The topic of the state -- the chief concept of the political -- was, meant to be a major part of a planned treatise that Marx was to write by the end of 1857 on political economy... which, in "good" Marxian tradition didn't even get so much as sketched down -- quite a shame really.

Marx's writings in relation to the "state" are a little "hazy" and "undeveloped" -- only so, because he didn't set himself the task, of dedicating a serious study on the subject -- but, even so, it really doesn't matter all that much, because we can decipher and extract from separate works to "coagulate" a general paradigm, of Marx's thoughts on the "state"... both bourgeoisie and proletarian.

The state is tied to civil society as its necessary complement. This is so, because there is a sphere in which human beings are totally at odds and disconnected, perusing their -- only in appearance -- individual aims, that there has to be one which claims to represent the "common character" of those individuals as members of the "human-species".
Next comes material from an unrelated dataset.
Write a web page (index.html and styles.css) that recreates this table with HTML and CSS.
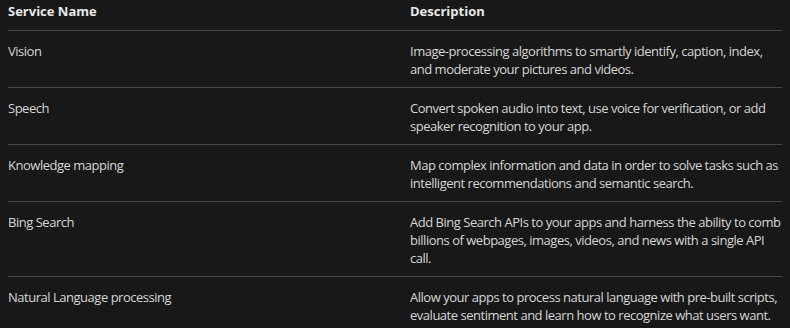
FILE: index.html
```html
<!DOCTYPE html>
<html lang="en">
<head>
  <meta charset="UTF-8" />
  <title>Cognitive Services</title>
  <link rel="stylesheet" href="styles.css">
</head>
<body>
  <table class="services">
    <thead>
      <tr>
        <th class="col-name">Service Name</th>
        <th class="col-desc">Description</th>
      </tr>
    </thead>
    <tbody>
      <tr>
        <td>Vision</td>
        <td>Image-processing algorithms to smartly identify, caption, index, and moderate your pictures and videos.</td>
      </tr>
      <tr>
        <td>Speech</td>
        <td>Convert spoken audio into text, use voice for verification, or add speaker recognition to your app.</td>
      </tr>
      <tr>
        <td>Knowledge mapping</td>
        <td>Map complex information and data in order to solve tasks such as intelligent recommendations and semantic search.</td>
      </tr>
      <tr>
        <td>Bing Search</td>
        <td>Add Bing Search APIs to your apps and harness the ability to comb billions of webpages, images, videos, and news with a single API call.</td>
      </tr>
      <tr>
        <td>Natural Language processing</td>
        <td>Allow your apps to process natural language with pre-built scripts, evaluate sentiment and learn how to recognize what users want.</td>
      </tr>
    </tbody>
  </table>
</body>
</html>
```

FILE: styles.css
```css
:root {
  --bg-color: #181818;
  --text-color: #d6d6d6;
  --head-color: #e8e8e8;
  --line-color: #474747;
}

body {
  margin: 0 8px;
  background-color: var(--bg-color);
  color: var(--text-color);
  font-family: "Open Sans", "Noto Sans", sans-serif;
  font-size: 13px;
  line-height: 18px;
  letter-spacing: -0.48px;
}

.services {
  width: 100%;
  border-collapse: collapse;
  table-layout: fixed;
}

.services th {
  text-align: left;
  font-weight: bold;
  color: var(--head-color);
  letter-spacing: 0;
  padding: 2px 0 10px;
  border-bottom: 1px solid var(--line-color);
}

.col-name {
  width: 402px;
}

.services td {
  vertical-align: top;
  padding: 11px 0 9px;
  border-bottom: 1px solid var(--line-color);
}

.services tr:last-child td {
  border-bottom: none;
}
```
But in the form of the state the "species-beings" of human-beings is represented as actually separate from their real, individual lives... it is estranged from the real people. More specifically, it is another sphere of particularity... the communal being of people exists only in the sphere of the imaginary!

Insofar as civil society is the presupposition of the state, and insofar as private property is the foundation of civil society, it is private property that is the secret, although presumably obvious, for the existence of the state.

Marx in his early writings "restricted" (so to speak) the state to being primarily related to private property, through the idea that the latter generates a sphere of pure particularly in which everyday life is actually lived, a real sphere which requires a ideal sphere of complementary universality to satisfy humanity's need for a representation of its "universal character" as a species.

The above in more so, about the "state" and not the parliamentary system that prevails within liberal (to be generous) democracy's (to be incredibly generous)... but the two are tied profoundly, the former presupposing the latter.

The parliamentary systems, that is for the most part, endorsed, supported and more importantly used as a "tool" of the ruling class to build up a illusionary consciousness -- "false consciousness" -- is immersed within the political and social consciousness of the general populace within liberal democracy's.

The parliamentary system is "tool" -- in which the ruling class -- tricks the subordinated class's into thinking that they have a "real say" about the future of the country, about their own future, about their own socio-economic prosperity... choosing one candidate or the other is not going to make the slightest difference to the present class-structure, their social prosperity, or unhinged future.

RedAnarchist
17th December 2004, 12:52
Parliament is simply an hot air factory. You cant be an MP there unless you swear to the Queen, you cant be an MP unless youre over 21 and if youre not a white, male, English Christian, youve got little chance of being an MP.

Its just a capitalist club in reality.

Essential Insignificance
29th December 2004, 13:17
Its just a capitalist club in reality.

Correction: a petite-capitalist "club".